How AI Is Rewiring Sales
Gartner projects that by the end of 2026, 40% of enterprise apps will ship with an embedded AI agent. The AI sales market, meanwhile, is forecast to balloon from $8.8 billion in 2025 to $63.5 billion by 2032.
Daesang Group, a major Korean food conglomerate, rolled AI out across its entire B2B sales operation. The company says it cut the time spent analyzing client accounts by 82% and saved 5,400 working hours a year. LINE Plus, the operator of the LINE messenger, went a step further, building a dedicated "Sales AI Agent" that runs one-on-one, tailored outreach to small business owners around the clock.
Look at the numbers alone, and there seems to be no room left for the human salesperson.
What AI Does Well in Sales—and What It Can't
To be precise, what AI is replacing isn't "selling"—it's the grunt work around selling.
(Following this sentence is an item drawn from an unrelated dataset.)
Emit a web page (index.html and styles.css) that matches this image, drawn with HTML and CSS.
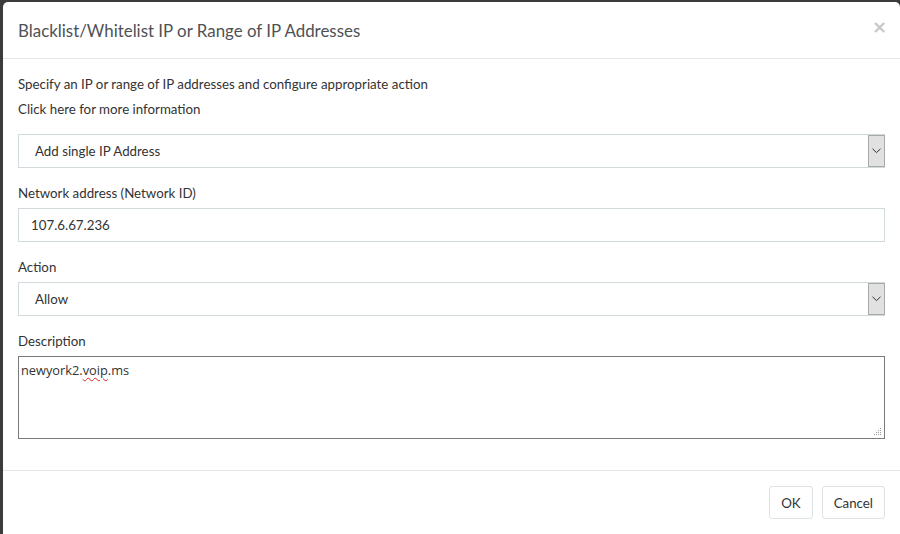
FILE: index.html
```html
<!DOCTYPE html>
<html>
<head>
<meta charset="utf-8">
<link rel="stylesheet" href="styles.css">
</head>
<body>
<div class="modal">
  <div class="modal-header">
    <h4 class="modal-title">Blacklist/Whitelist IP or Range of IP Addresses</h4>
    <span class="close">×</span>
  </div>
  <div class="modal-body">
    <p class="intro">Specify an IP or range of IP addresses and configure appropriate action</p>
    <p class="intro">Click here for more information</p>
    <div class="form-group">
      <div class="select">
        <span class="select-text">Add single IP Address</span>
        <span class="select-btn"><svg width="9" height="6" viewBox="0 0 9 6"><path d="M0.5 0.8 L4.5 4.6 L8.5 0.8" fill="none" stroke="#333" stroke-width="1"/></svg></span>
      </div>
    </div>
    <div class="form-group">
      <label class="label">Network address (Network ID)</label>
      <div class="input">107.6.67.236</div>
    </div>
    <div class="form-group">
      <label class="label">Action</label>
      <div class="select">
        <span class="select-text">Allow</span>
        <span class="select-btn"><svg width="9" height="6" viewBox="0 0 9 6"><path d="M0.5 0.8 L4.5 4.6 L8.5 0.8" fill="none" stroke="#333" stroke-width="1"/></svg></span>
      </div>
    </div>
    <div class="form-group last">
      <label class="label">Description</label>
      <div class="textarea">newyork2.<span class="spell">voip</span>.ms
        <svg class="grip" width="8" height="8" viewBox="0 0 8 8"><g fill="#999"><rect x="6" y="0" width="1" height="1"/><rect x="4" y="2" width="1" height="1"/><rect x="6" y="2" width="1" height="1"/><rect x="2" y="4" width="1" height="1"/><rect x="4" y="4" width="1" height="1"/><rect x="6" y="4" width="1" height="1"/><rect x="0" y="6" width="1" height="1"/><rect x="2" y="6" width="1" height="1"/><rect x="4" y="6" width="1" height="1"/><rect x="6" y="6" width="1" height="1"/></g></svg>
      </div>
    </div>
  </div>
  <div class="modal-footer">
    <button class="btn">OK</button>
    <button class="btn">Cancel</button>
  </div>
</div>
</body>
</html>
```
FILE: styles.css
```css
html, body {
  margin: 0;
  padding: 0;
  height: 100%;
  overflow: hidden;
}
body {
  background: #3b3b3b;
  font-family: Lato, "Open Sans", sans-serif;
  font-size: 13.3px;
  color: #333;
}
.modal {
  margin: 2px 0 0 3px;
  width: 897px;
  height: 532px;
  overflow: hidden;
  background: #fff;
  border-radius: 5px 5px 0 0;
}
.modal-header {
  height: 57px;
  box-sizing: border-box;
  padding: 0 15px;
  border-bottom: 1px solid #e5e5e5;
  display: flex;
  align-items: center;
  justify-content: space-between;
}
.modal-title {
  margin: 0;
  font-size: 16.9px;
  font-weight: 400;
  color: #4f5155;
}
.close {
  font-size: 18px;
  color: #c8c8c8;
  font-weight: 700;
  margin-right: -2px;
  margin-top: -8px;
  font-family: "DejaVu Sans", sans-serif;
}
.modal-body {
  padding: 15px 15px 15px;
}
.intro {
  margin: 0 0 5px;
  line-height: 20px;
}
.intro + .intro {
  margin-bottom: 15px;
}
.form-group {
  margin-bottom: 15px;
}
.form-group.last {
  margin-bottom: 16px;
}
.label {
  display: block;
  line-height: 20px;
  margin-bottom: 5px;
}
.select {
  height: 34px;
  box-sizing: border-box;
  border: 1px solid #d3dadd;
  display: flex;
  align-items: center;
  justify-content: space-between;
}
.select-text {
  padding-left: 16px;
}
.select-btn {
  width: 17px;
  height: 32px;
  box-sizing: border-box;
  background: #e1e1e1;
  border: 1px solid #a9a9a9;
  display: flex;
  align-items: center;
  justify-content: center;
  margin-right: -1px;
}
.input {
  height: 34px;
  box-sizing: border-box;
  border: 1px solid #d3dadd;
  display: flex;
  align-items: center;
  padding-left: 12px;
}
.textarea {
  position: relative;
  height: 83px;
  box-sizing: border-box;
  border: 1px solid #7a7a7a;
  padding: 4px 2px;
  font-family: "Open Sans", sans-serif;
  font-size: 12.8px;
  color: #333;
}
.spell {
  text-decoration: underline wavy #e02020;
  text-decoration-thickness: 1px;
  text-underline-offset: 2px;
}
.grip {
  position: absolute;
  right: 2px;
  bottom: 2px;
}
.modal-footer {
  border-top: 1px solid #e5e5e5;
  padding: 15px 15px;
  display: flex;
  justify-content: flex-end;
  gap: 9px;
}
.btn {
  font-family: Lato, "Open Sans", sans-serif;
  font-size: 13.3px;
  color: #333;
  background: #fff;
  border: 1px solid #dde2e4;
  border-radius: 3px;
  height: 33px;
  padding: 0 11px;
}
```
Lead scoring, customer data analysis, follow-up emails, meeting scheduling, CRM entry. The tasks that used to eat up more than half of a rep's day have been handed over to AI. As the Daesang case shows, work like tracking market trends or profiling target accounts is faster and more accurate in a machine's hands than in a person's.
But what about the other half of the job?
Reading whether a client's "Let me think it over" means they're actually thinking it over, or just letting you down politely. The judgment call to make a fourth visit after being turned away three times. The single remark that flips the deal your way when a competitor's proposal is already on the table. None of this lives in the data. None of it can be learned as a pattern.
An AI sales agent can analyze a client's ordering patterns and price sensitivity, but it can't say, "You mentioned your kid was sick last time—are they doing okay?" Relationships aren't built on data points. They're built in context.
The Era of Getting By on Diligence Alone Is Over
The question isn't whether AI will replace salespeople. It's that the salespeople who never moved beyond what AI can do are the ones who will disappear.
Pull the customer list every morning, work the phones, book the visits, write the reports. There was a time when faithfully repeating that routine was enough to hit your targets. But AI now handles most of that routine faster and more accurately. The days when showing up early and leaving late counted as a competitive edge are gone.
What's left is direction. Which customer, at which moment, with which offer. The person who builds strategy on top of the data AI lays down. The person who reads the context behind a rejection and designs the next move. The essence of sales was never about running hard—it was about running in the right direction, and AI has simply brought that into sharper focus.
When the Tools Change, So Do the Questions
Before AI, the questions in sales sounded like this: "How many accounts did you hit today?" "Where are we against this month's quota?"
After AI, the questions have to change: "Is this client actually in a position to say yes to us right now?" "What unique value can we offer this customer that a competitor can't?"
The first set is a question of quantity; the second, of quality. In an age where AI handles the quantity, a salesperson's reason for existing lies in the quality.
In the end, what AI sales automation threatens isn't the profession of selling. It's a way of selling that was diligent but directionless. Those who understand the difference will use AI as a tool. Those who don't will be pushed aside by it.